Clare's own progress towards her ultimate desire to break with her family and fully embrace Francis's doctrines seems like an exciting adventure in many ways; the growing friendship between the two has an easy familiarity once her initial bafflement subsides. Only at the very end of the play, when Clare asks to be tonsured and realises that Francis does not intend that they shall live in the same place - indeed that he intends to 'enclose' her, effectively sealing her off from the world in which he roams freely - does the full enormity of the step she is taking begin to sink in. We barely have time to register the shock of the disparity between what Francis imagines his male and his female followers are fit for, and there is no time to explore the further career of poor Clare as she becomes the founder of the Poor Clares.

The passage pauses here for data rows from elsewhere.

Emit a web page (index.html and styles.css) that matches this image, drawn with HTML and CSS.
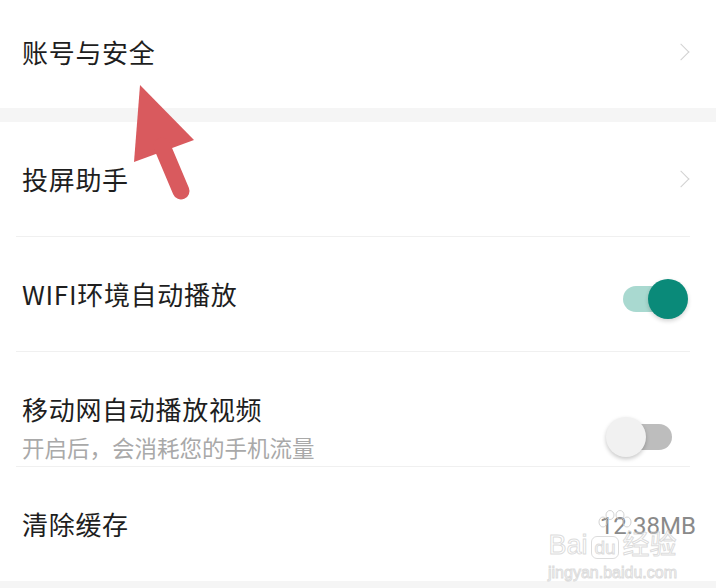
FILE: index.html
```html
<!DOCTYPE html>
<html lang="zh-CN">
<head>
<meta charset="utf-8">
<link rel="stylesheet" href="styles.css">
</head>
<body>
<div class="page">
  <div class="row first">
    <span class="title">账号与安全</span>
    <span class="chev"></span>
  </div>
  <div class="band"></div>
  <div class="row">
    <span class="title">投屏助手</span>
    <span class="chev"></span>
  </div>
  <div class="sep"></div>
  <div class="row">
    <span class="title">WIFI环境自动播放</span>
    <span class="toggle on"></span>
  </div>
  <div class="sep"></div>
  <div class="row two">
    <div class="texts">
      <span class="title">移动网自动播放视频</span>
      <span class="sub">开启后，会消耗您的手机流量</span>
    </div>
    <span class="toggle off"></span>
  </div>
  <div class="sep"></div>
  <div class="row">
    <span class="title">清除缓存</span>
    <span class="value">12.38MB</span>
  </div>
  <div class="band bottom"></div>

  <div class="watermark">
    <svg class="paw" width="36" height="20" viewBox="0 0 36 20">
      <g fill="none" stroke="rgba(200,200,200,0.8)" stroke-width="1">
        <ellipse cx="6" cy="12" rx="4" ry="5"/>
        <ellipse cx="13" cy="5" rx="4" ry="4.5"/>
        <ellipse cx="23" cy="5" rx="4" ry="4.5"/>
        <ellipse cx="30" cy="12" rx="4" ry="5"/>
      </g>
    </svg>
    <span class="wm-main">Bai<span class="wm-du">du</span>经验</span>
    <span class="wm-url">jingyan.baidu.com</span>
  </div>

  <svg class="arrow" width="716" height="588" viewBox="0 0 716 588">
    <polygon points="140,85 134,162 194,140" fill="#d95a5e"/>
    <line x1="162" y1="146" x2="181" y2="191" stroke="#d95a5e" stroke-width="17" stroke-linecap="round"/>
  </svg>
</div>
</body>
</html>
```
FILE: styles.css
```css
html, body {
  margin: 0;
  padding: 0;
  background: #ffffff;
}
.page {
  position: relative;
  width: 716px;
  height: 588px;
  overflow: hidden;
  font-family: "Noto Sans CJK SC", "Noto Sans", sans-serif;
  color: #1e1e1e;
}
.row {
  height: 114px;
  display: flex;
  align-items: center;
  justify-content: space-between;
  padding: 0 26px 0 22px;
  box-sizing: border-box;
}
.row.first {
  height: 108px;
  padding-bottom: 4px;
}
.title {
  font-size: 26px;
  letter-spacing: 0.7px;
  line-height: 32px;
}
.band {
  height: 14px;
  background: #f5f5f5;
}
.band.bottom {
  height: 7px;
}
.sep {
  height: 1px;
  background: #f0f0f0;
  margin: 0 26px 0 16px;
}
.chev {
  width: 11px;
  height: 11px;
  border-top: 1.5px solid #d2d2d2;
  border-right: 1.5px solid #d2d2d2;
  transform: rotate(45deg);
  margin-right: 3px;
}
.row.two {
  align-items: flex-start;
  padding-top: 41px;
}
.texts {
  display: flex;
  flex-direction: column;
  gap: 9px;
}
.sub {
  font-size: 22.5px;
  line-height: 27px;
  color: #a9a9a9;
}
.toggle {
  position: relative;
  width: 66px;
  height: 40px;
  display: block;
}
.toggle::before {
  content: "";
  position: absolute;
  top: 7px;
  height: 26px;
  border-radius: 13px;
}
.toggle::after {
  content: "";
  position: absolute;
  top: 0;
  width: 40px;
  height: 40px;
  border-radius: 50%;
}
.toggle.on {
  margin-top: 10px;
  margin-right: 2px;
}
.toggle.on::before {
  left: 1px;
  right: 10px;
  background: #a9d9d0;
}
.toggle.on::after {
  right: 0;
  background: #0a8a79;
  box-shadow: 0 2px 4px rgba(0, 0, 0, 0.18);
}
.toggle.off {
  margin-top: 24px;
  margin-right: 18px;
}
.toggle.off::before {
  left: 13px;
  right: 0;
  background: #bdbdbd;
}
.toggle.off::after {
  left: 0;
  background: #f1f1f1;
  box-shadow: 0 2px 4px rgba(0, 0, 0, 0.22);
}
.value {
  font-family: "Roboto", "Noto Sans", sans-serif;
  font-size: 24px;
  color: #8a8a8a;
  margin-right: -6px;
  margin-top: 4px;
}
.watermark {
  position: absolute;
  left: 548px;
  top: 510px;
  display: flex;
  flex-direction: column;
  align-items: center;
  white-space: nowrap;
  font-family: "Liberation Sans", sans-serif;
  color: transparent;
  -webkit-text-stroke: 1px rgba(205, 205, 205, 0.7);
  pointer-events: none;
}
.paw {
  display: block;
  margin-left: 6px;
}
.wm-main {
  font-size: 27px;
  line-height: 30px;
  font-family: "Liberation Sans", "Noto Sans CJK SC", sans-serif;
}
.wm-du {
  font-size: 19px;
  border: 1px solid rgba(205, 205, 205, 0.7);
  border-radius: 6px;
  padding: 0 2px;
  margin: 0 4px;
}
.wm-url {
  font-size: 16px;
  line-height: 20px;
}
.arrow {
  position: absolute;
  left: 0;
  top: 0;
  pointer-events: none;
}
```
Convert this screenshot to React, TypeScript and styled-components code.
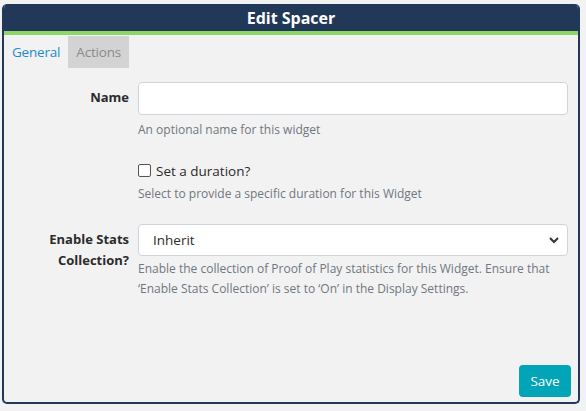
import React from "react";
import styled, { createGlobalStyle } from "styled-components";

const Global = createGlobalStyle`
  html, body { margin: 0; padding: 0; background: #f2f2f2; }
  body { font-family: "Open Sans", "Noto Sans", sans-serif; }
  * { box-sizing: border-box; }
`;

const Page = styled.div`
  padding: 4px 6px 0 2px;
  width: 586px;
  height: 411px;
`;

const Dialog = styled.div`
  width: 578px;
  height: 400px;
  border: 2px solid #213859;
  border-top: none;
  border-radius: 5px;
  background: #f2f2f2;
  display: flex;
  flex-direction: column;
  overflow: hidden;
`;

const Header = styled.div`
  background: #213859;
  height: 27px;
  border-bottom: 4px solid #8cd867;
  box-sizing: content-box;
  color: #fff;
  font-weight: 700;
  font-size: 16px;
  display: flex;
  align-items: center;
  justify-content: center;
  margin: 0 -2px;
`;

const Tabs = styled.div`
  display: flex;
  padding: 1px 0 0 0;
  height: 32px;
`;

const Tab = styled.div<{ $active?: boolean }>`
  padding: 0 8px;
  height: 32px;
  display: flex;
  align-items: center;
  font-size: 13.5px;
  color: ${(p) => (p.$active ? "#1d8acb" : "#8a8a8a")};
  background: ${(p) => (p.$active ? "transparent" : "#d3d3d3")};
  letter-spacing: -0.2px;
`;

const Body = styled.div`
  flex: 1;
  padding: 15px 10px 0 0;
  display: flex;
  flex-direction: column;
`;

const Row = styled.div<{ $mb: number }>`
  display: grid;
  grid-template-columns: 125px 1fr;
  column-gap: 9px;
  margin-bottom: ${(p) => p.$mb}px;
`;

const Label = styled.label`
  font-weight: 700;
  font-size: 13px;
  color: #2b2b2b;
  text-align: right;
  line-height: 21px;
  padding-top: 5px;
`;

const Field = styled.div`
  display: flex;
  flex-direction: column;
`;

const Input = styled.input`
  height: 33px;
  width: 100%;
  border: 1px solid #cfd4da;
  border-radius: 4px;
  background: #fff;
  font: inherit;
  font-size: 13px;
  padding: 0 12px;
  outline: none;
`;

const Select = styled.select`
  height: 32px;
  width: 100%;
  border: 1px solid #cfd4da;
  border-radius: 4px;
  background: #fff;
  font-family: inherit;
  font-size: 13.5px;
  color: #2b2b2b;
  padding: 0 14px;
  appearance: none;
  background-image: url("data:image/svg+xml,%3Csvg xmlns='http://www.w3.org/2000/svg' width='12' height='8' viewBox='0 0 12 8'%3E%3Cpath d='M2 2l4 4 4-4' fill='none' stroke='%23333' stroke-width='2'/%3E%3C/svg%3E");
  background-repeat: no-repeat;
  background-position: right 7px center;
  outline: none;
`;

const Help = styled.div<{ $mt?: number }>`
  font-size: 12px;
  color: #707780;
  margin-top: ${(p) => p.$mt ?? 5}px;
  line-height: 20px;
`;

const CheckLine = styled.label`
  display: flex;
  align-items: center;
  gap: 5px;
  font-size: 13.5px;
  color: #2b2b2b;
  height: 19px;
`;

const Box = styled.span`
  width: 13px;
  height: 13px;
  border: 1px solid #555;
  border-radius: 2px;
  background: #fff;
  display: inline-block;
`;

const Footer = styled.div`
  margin-top: auto;
  display: flex;
  justify-content: flex-end;
  padding: 0 7px 5px 0;
`;

const Button = styled.button`
  background: #02a4b8;
  color: #fff;
  border: none;
  border-radius: 4px;
  height: 32px;
  width: 52px;
  padding: 0;
  font-family: inherit;
  font-size: 13.5px;
`;

export default function App() {
  return (
    <>
      <Global />
      <Page>
        <Dialog>
          <Header>Edit Spacer</Header>
          <Tabs>
            <Tab $active>General</Tab>
            <Tab>Actions</Tab>
          </Tabs>
          <Body>
            <Row $mb={21}>
              <Label>Name</Label>
              <Field>
                <Input />
                <Help>An optional name for this widget</Help>
              </Field>
            </Row>
            <Row $mb={20}>
              <div />
              <Field>
                <CheckLine>
                  <Box />
                  Set a duration?
                </CheckLine>
                <Help $mt={4}>Select to provide a specific duration for this Widget</Help>
              </Field>
            </Row>
            <Row $mb={0}>
              <Label>Enable Stats Collection?</Label>
              <Field>
                <Select defaultValue="inherit">
                  <option value="inherit">Inherit</option>
                </Select>
                <Help $mt={3}>
                  Enable the collection of Proof of Play statistics for this Widget. Ensure that
                  ‘Enable Stats Collection’ is set to ‘On’ in the Display Settings.
                </Help>
              </Field>
            </Row>
          </Body>
          <Footer>
            <Button>Save</Button>
          </Footer>
        </Dialog>
      </Page>
    </>
  );
}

In its own terms though, the play is fascinating, and the next stage of Clare's life is sensibly beyond its scope. Francis himself still seems to be finding his way as his boyish enthusiasms come up against stubborn reality, though he is adept at finding creative solutions (for example, appealing directly to the pope to forestall an unsympathetic local bishop) or in accepting from Clare some modifications to his grandiose plans for decorating a ruined chapel. His authoritative attitude to her future career seems like a harbinger from a different world, after his initial suggestions for what she might think about or do have been couched in rather more modern terms of giving hints rather than commands. 

The next chapter of their lives raises different issues for which the at times irreverent style of this play would hardly be suitable; the appeal to us to rethink our attitude to the poor among us would have been dulled by any attempt to grapple with the austere institution of an enclosed order of nuns.